A heartfelt thank you to those of you that have given me much to ponder with your helpful responses. In the mean time I've rewritten my procedure using a different approach all together. I'd be interested in knowing if you think it's worth keeping or do you suggest I use your revisions to my original hack?

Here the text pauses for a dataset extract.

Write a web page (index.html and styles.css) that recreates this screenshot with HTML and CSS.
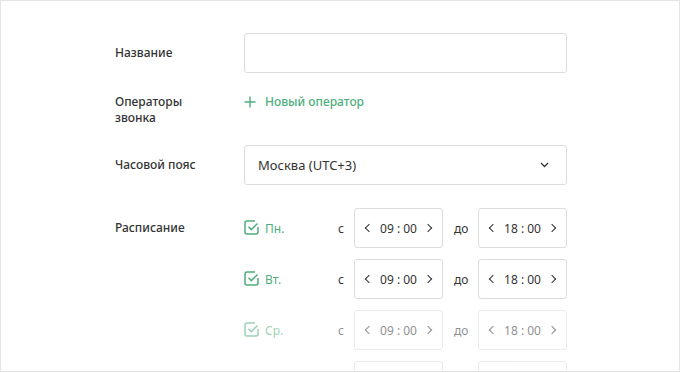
FILE: index.html
```html
<!DOCTYPE html>
<html>
<head>
    <meta charset="UTF-8">
    <title>Новая линия</title>
    <link rel="stylesheet" href="styles.css">
</head>
<body>
    <div class="frame">
        <form class="form">
            <div class="field">
                <label class="field-label" for="name">Название</label>
                <input class="text-input" type="text" id="name">
            </div>
            <div class="field field-operators">
                <div class="field-label">Операторы<br>звонка</div>
                <a class="add-link" href="#">
                    <svg width="12" height="12" viewBox="0 0 12 12"><path d="M6 0.5v11M0.5 6h11" stroke="currentColor" stroke-width="1.4" fill="none"/></svg>
                    Новый оператор
                </a>
            </div>
            <div class="field field-tz">
                <div class="field-label">Часовой пояс</div>
                <div class="select">
                    <span>Москва (UTC+3)</span>
                    <svg width="9" height="6" viewBox="0 0 9 6"><path d="M1 1l3.5 3.5L8 1" stroke="#333" stroke-width="1.3" fill="none"/></svg>
                </div>
            </div>
            <div class="field field-schedule">
                <div class="field-label">Расписание</div>
                <div class="schedule">
                    <div class="day">
                        <div class="day-check">
                            <svg width="15" height="15" viewBox="0 0 15 15"><path d="M11 1H3a2 2 0 0 0-2 2v9a2 2 0 0 0 2 2h9a2 2 0 0 0 2-2V7" stroke="currentColor" stroke-width="1.5" fill="none"/><path d="M4.5 6.8l2.8 2.8L13.5 3.5" stroke="currentColor" stroke-width="1.5" fill="none"/></svg>
                            <span>Пн.</span>
                        </div>
                        <span class="prep">с</span>
                        <div class="time"><i class="arrow arrow-left"></i><span>09 : 00</span><i class="arrow arrow-right"></i></div>
                        <span class="prep prep-to">до</span>
                        <div class="time"><i class="arrow arrow-left"></i><span>18 : 00</span><i class="arrow arrow-right"></i></div>
                    </div>
                    <div class="day">
                        <div class="day-check">
                            <svg width="15" height="15" viewBox="0 0 15 15"><path d="M11 1H3a2 2 0 0 0-2 2v9a2 2 0 0 0 2 2h9a2 2 0 0 0 2-2V7" stroke="currentColor" stroke-width="1.5" fill="none"/><path d="M4.5 6.8l2.8 2.8L13.5 3.5" stroke="currentColor" stroke-width="1.5" fill="none"/></svg>
                            <span>Вт.</span>
                        </div>
                        <span class="prep">с</span>
                        <div class="time"><i class="arrow arrow-left"></i><span>09 : 00</span><i class="arrow arrow-right"></i></div>
                        <span class="prep prep-to">до</span>
                        <div class="time"><i class="arrow arrow-left"></i><span>18 : 00</span><i class="arrow arrow-right"></i></div>
                    </div>
                    <div class="day day-off">
                        <div class="day-check">
                            <svg width="15" height="15" viewBox="0 0 15 15"><path d="M11 1H3a2 2 0 0 0-2 2v9a2 2 0 0 0 2 2h9a2 2 0 0 0 2-2V7" stroke="currentColor" stroke-width="1.5" fill="none"/><path d="M4.5 6.8l2.8 2.8L13.5 3.5" stroke="currentColor" stroke-width="1.5" fill="none"/></svg>
                            <span>Ср.</span>
                        </div>
                        <span class="prep">с</span>
                        <div class="time"><i class="arrow arrow-left"></i><span>09 : 00</span><i class="arrow arrow-right"></i></div>
                        <span class="prep prep-to">до</span>
                        <div class="time"><i class="arrow arrow-left"></i><span>18 : 00</span><i class="arrow arrow-right"></i></div>
                    </div>
                    <div class="day day-off">
                        <div class="day-check"></div>
                        <span class="prep"></span>
                        <div class="time"></div>
                        <span class="prep prep-to"></span>
                        <div class="time"></div>
                    </div>
                </div>
            </div>
        </form>
    </div>
</body>
</html>
```

FILE: styles.css
```css
body {
    margin: 0;
    font-family: "Noto Sans", sans-serif;
    color: #333;
    background-color: #fff;
}
.frame {
    width: 680px;
    height: 372px;
    box-sizing: border-box;
    border: 1px solid #e4e4e4;
    overflow: hidden;
}
.form {
    padding: 32px 0 0 114px;
}
.field {
    display: flex;
    align-items: flex-start;
}
.field-label {
    width: 129px;
    flex-shrink: 0;
    font-size: 12px;
    font-weight: 500;
    line-height: 40px;
    color: #333;
}
.text-input {
    width: 323px;
    height: 40px;
    box-sizing: border-box;
    margin: 0;
    border: 1px solid #dcdcdc;
    border-radius: 3px;
    font-family: inherit;
    font-size: 13px;
}
.field-operators {
    margin-top: 21px;
}
.field-operators .field-label {
    line-height: 15.5px;
}
.add-link {
    display: flex;
    align-items: center;
    gap: 9px;
    font-size: 12px;
    font-weight: 500;
    line-height: 15px;
    color: #4dae7b;
    text-decoration: none;
}
.field-tz {
    margin-top: 20px;
}
.select {
    width: 323px;
    height: 40px;
    box-sizing: border-box;
    border: 1px solid #dcdcdc;
    border-radius: 3px;
    padding: 0 17px 0 13px;
    display: flex;
    align-items: center;
    justify-content: space-between;
    font-size: 13px;
}
.field-schedule {
    margin-top: 23px;
}
.schedule {
    display: flex;
    flex-direction: column;
    gap: 11px;
}
.day {
    display: grid;
    grid-template-columns: 94px 16px 89px 35px 89px;
    align-items: center;
    height: 40px;
    font-size: 12px;
}
.day-off {
    opacity: 0.55;
}
.day-check {
    display: flex;
    align-items: center;
    gap: 6px;
    color: #4dae7b;
}
.day-check svg {
    margin-top: -1px;
}
.prep {
    font-size: 12px;
}
.prep-to {
    padding-left: 11px;
}
.time {
    height: 40px;
    box-sizing: border-box;
    border: 1px solid #dcdcdc;
    border-radius: 3px;
    display: flex;
    align-items: center;
    justify-content: space-between;
    padding: 0 11px;
    font-size: 12px;
}
.arrow {
    width: 5px;
    height: 5px;
    border-top: 1.3px solid #333;
    border-left: 1.3px solid #333;
}
.arrow-left {
    transform: rotate(-45deg);
}
.arrow-right {
    transform: rotate(135deg);
}
```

I've been maintaining both a Python3 and a Python2.7 version. The latter has actually opened my eyes to more complexities. Specifically the need to use unicode strings rather than Python2.7's default ascii.

Here it is:
alex@x301:~/Python/Parse$ cat ip_info.py
#!/usr/bin/env python
# -*- coding : utf -8 -*-

import re
import urllib2

url_format_str = \
    u'http://api.hostip.info/get_html.php?ip=%s&position=true'

info_exp = r"""
Country:[ ](?P<country>.*)
[\n]
City:[ ](?P<city>.*)
[\n]
[\n]
Latitude:[ ](?P<lat>.*)
[\n]
Longitude:[ ](?P<lon>.*)
[\n]
IP:[ ](?P<ip>.*)
        """
info_pattern = re.compile(info_exp, re.VERBOSE).search

def ip_info(ip_address):
    """
Returns a dictionary keyed by Country, City, Lat, Long and IP.

Depends on http://api.hostip.info (which returns the following:
'Country: UNITED STATES (US)\nCity: Santa Rosa, CA\n\nLatitude:
38.4486\nLongitude: -122.701\nIP: 76.191.204.54\n'.)
THIS COULD BREAK IF THE WEB SITE GOES AWAY!!!
"""
    response =  urllib2.urlopen(url_format_str %\
                                   (ip_address, ))
    encoding = response.headers.getparam('charset')

    info = info_pattern(response.read().decode(encoding))
    return {"Country" : unicode(info.group("country")),
            "City" : unicode(info.group("city")),
            "Lat" : unicode(info.group("lat")),
            "Lon" : unicode(info.group("lon")),
            "IP" : unicode(info.group("ip"))            }

if __name__ == "__main__":
    print """    IP address is %(IP)s:
        Country: %(Country)s;  City: %(City)s.
        Lat/Long: %(Lat)s/%(Lon)s""" % ip_info("201.234.178.62")

Apart from soliciting your general comments, I'm also interested to know exactly what the line
# -*- coding : utf -8 -*-
really indicates or more importantly, is it true, since I am using vim and I assume things are encoded as ascii?

I've discovered that with Ubuntu it's very easy to switch from English (US) to English (US, international with dead keys) with just two clicks so thanks for that tip as well.